How to Destroy the Universe and 34 other really interesting uses of Physics by Paul Parsons.
How to Destroy the Universe is a part of a series of books of a similar name, each of which emphasizes the various usages of science in our everyday and not-so-everyday life. This book series includes titles such as “How to Build a Brain and 34 other really interesting uses of Mathematics”, “How to Think Like a Bat and 34 other really interesting uses of Philosophy”, and “How to Live Forever and 34 other really interesting uses of Science”. I have not read the other titles (yet) so I whilst this review will solely focus on “How to Destroy the Universe…”, most of my reservations do stem from the inherent limitations of book series such as these.

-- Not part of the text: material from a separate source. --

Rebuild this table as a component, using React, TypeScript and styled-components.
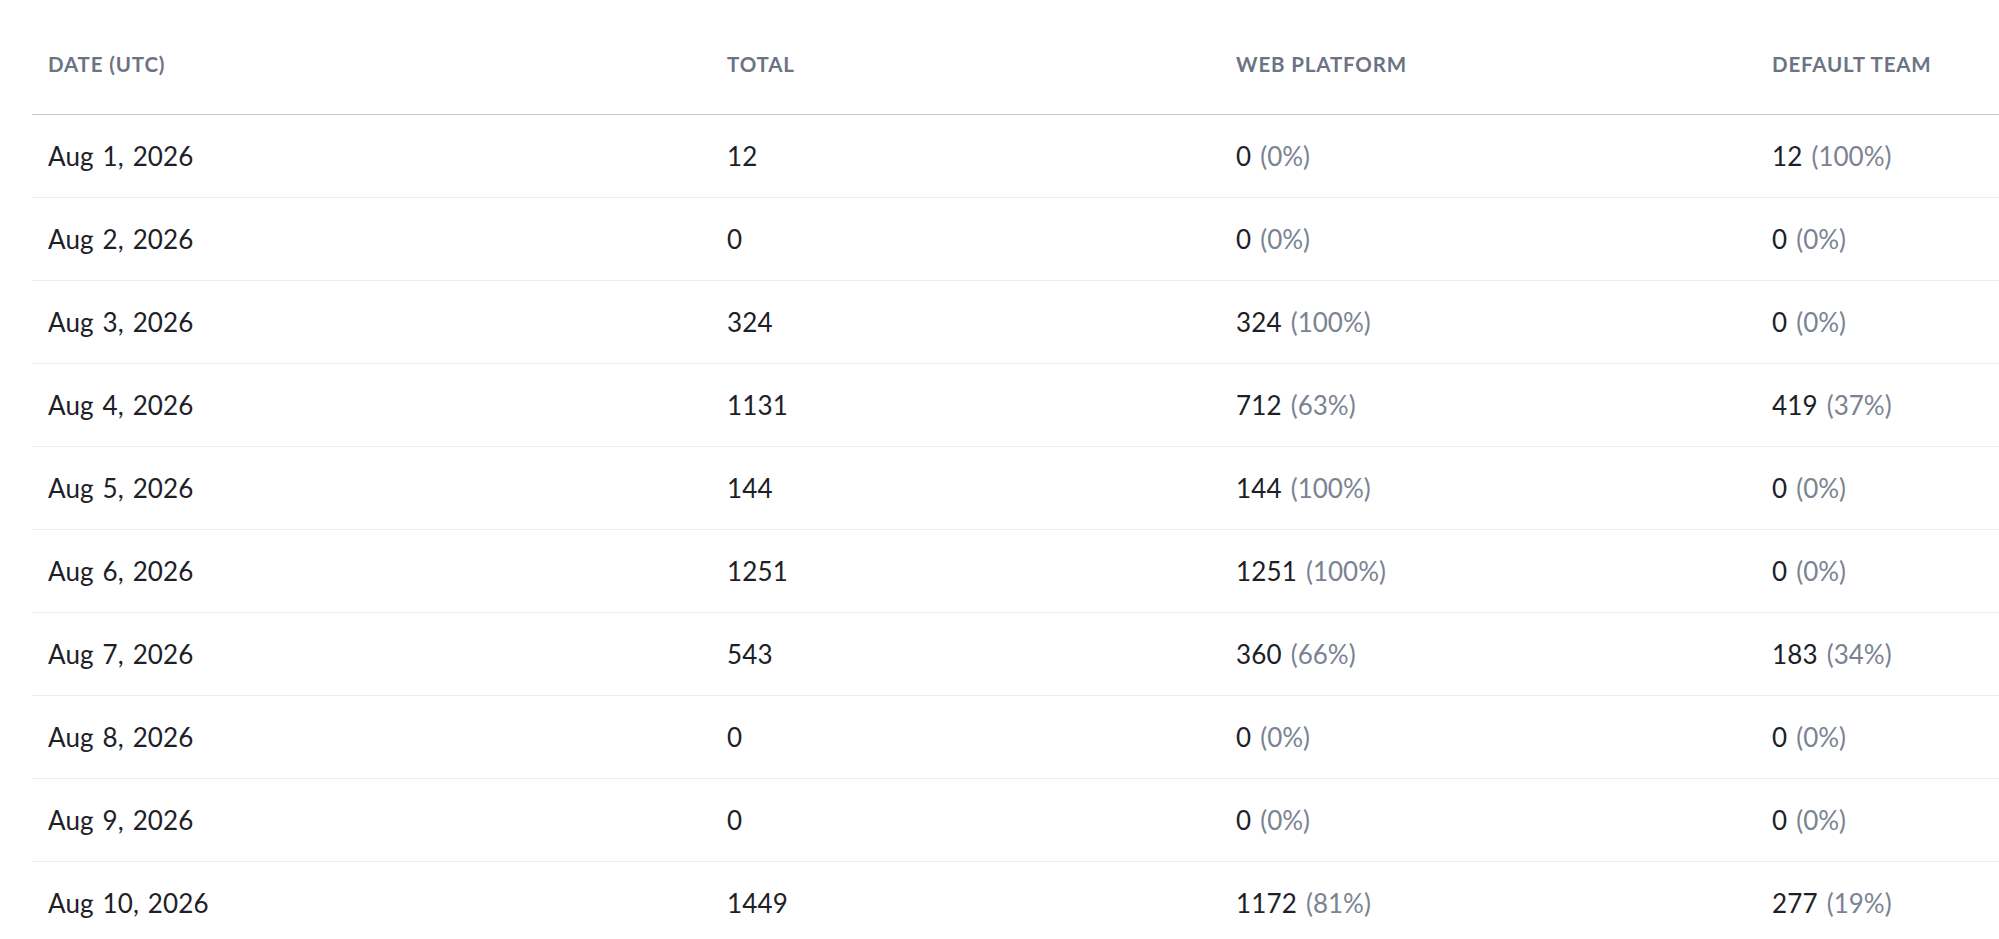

The book itself covers (like the title suggests) 35 different topics of physics such as quantum mechanics, nuclear physics, geophysics, string theory, and black holes to name a few, but therein lies both the limitations of the book. A book series such as this one is usually an attempt at an introduction to many of these topics, and hence I myself am not really among the projected readers as someone somewhat well versed in physics. On the other hand, I still recommend this book because having 35 physics subjects to pick out, there were still a significant number of sections that I had never really read about or even heard about. As it turns out the book did manage to serve as an introduction to very interesting topics (for me) such as earthquakes, hurricanes, EMPs, stock market physics (I was like: “Wuuuuuut???”), and cryptography.
To the writer’s credit, the book is excellently written and keeps you (mostly) engaged throughout each and every section. If you are very familiar (or even an expert) on some of the topics covered in the book, oftentimes you may find yourself just skipping past them. I found myself doing that when the chapters on quantum mechanics trod all-too-familiar territories for me personally. But they were nevertheless well written, put forth, executed, and illustrated.
One other thing I noticed while reading the book. The author is very obviously British. Very obviously. Which was actually kind of fun. References to cricket and eating treacles gave the whole reading experience that very bit of dry humor and kind of wry Britishness that you don’t get from reading American or America-based writers such as Kaku, Krauss, Susskind and others. The vocabulary was sometimes reminiscent of Harry Potter, if you ask me, which is by far means a critique. I loved it.
Golly, what a jolly-good treacle. Most ravishing, yes.
It’s also obvious that the Parsons wanted to pay tribute to Krauss’ “The Science of Star Trek”, which is all well and good, but referencing it directly in your book at least twice is a little unnecessary. I mean, of course giving credit where credit is due I understand wholeheartedly and as a scientist it’s important to cite your references. But. Come on. It’s your book and you’re writing it. Just put a list of book references in the back and problem solved. (I do think this book would have benefited such an addendum.)
To sum up, the book serves as a very nice introduction to various uses of physics and is written as such while still sprinkling some more complicated concepts all throughout. I give it my recommendation with the caveat that more experienced readers may just skip parts that have been illustrated in greater detail elsewhere by other authors.